Voters want answers on issues such as housing affordability, now a crisis after some decades of neglect, but, realistically, where governments can only hope to make marginal improvements in the near term, and now need to delineate a range of integrated policies that may work to ease the crisis in the medium term.
Treasurer Morrison has also been propagating the myth that he can achieve budget repair by concentrating on further expenditure restraint, when, obviously, he is also facing a revenue problem – some taxes and charges will also need to increase if he is to be able to paint a deliverable path to budget surplus by early next decade.
The policy drift of the last couple of decades is now becoming serious. Our unbroken, 25 years of sustained growth may be coming to an end. It surely will if the Chinese bubble bursts, or if Trump initiates a trade war, or destabilises the delicate geo-political balances.
We are also seeing the potential fragmentation of Europe as they digest Brexit, and the French Presidential election has the possibility of ‘Frexit’, and who knows whether Merkel will survive in Germany. Not to mention Syria and the mounting tensions with Russia, the rest of the Middle East, Turkey, North Korea, the South China Sea, and many more.
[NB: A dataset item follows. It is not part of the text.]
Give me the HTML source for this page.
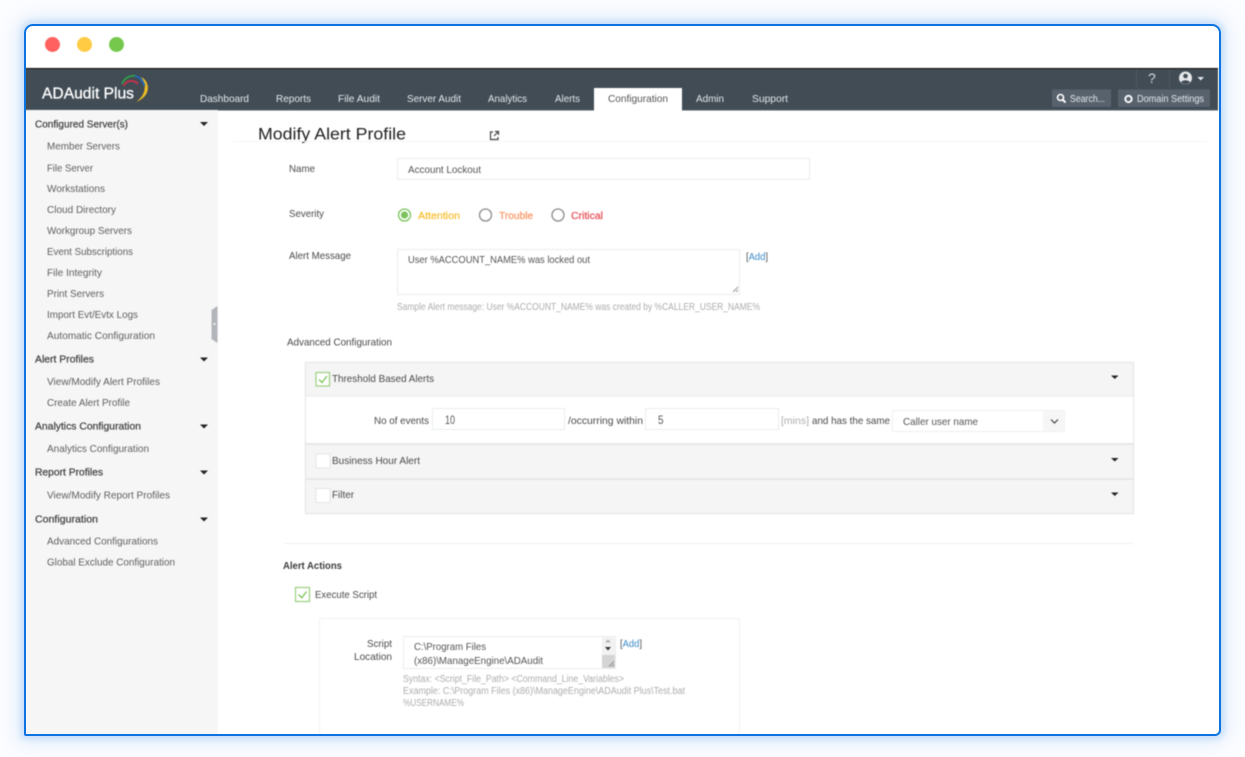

It would be reasonable to hope that the government might address the significance of these and other global challenges, in setting the framework for the budget. It would also be good to see that they are working to a well-structured medium-term strategy, both internationally, and domestically.
But I fear the budget will be another band-aid job, claiming much and delivering little. Turnbull should have recognized by now that his poll collapse, the biggest and most rapid of our history, was the direct result of having raised expectations and then failed to deliver. He now needs to stand up for genuine reform.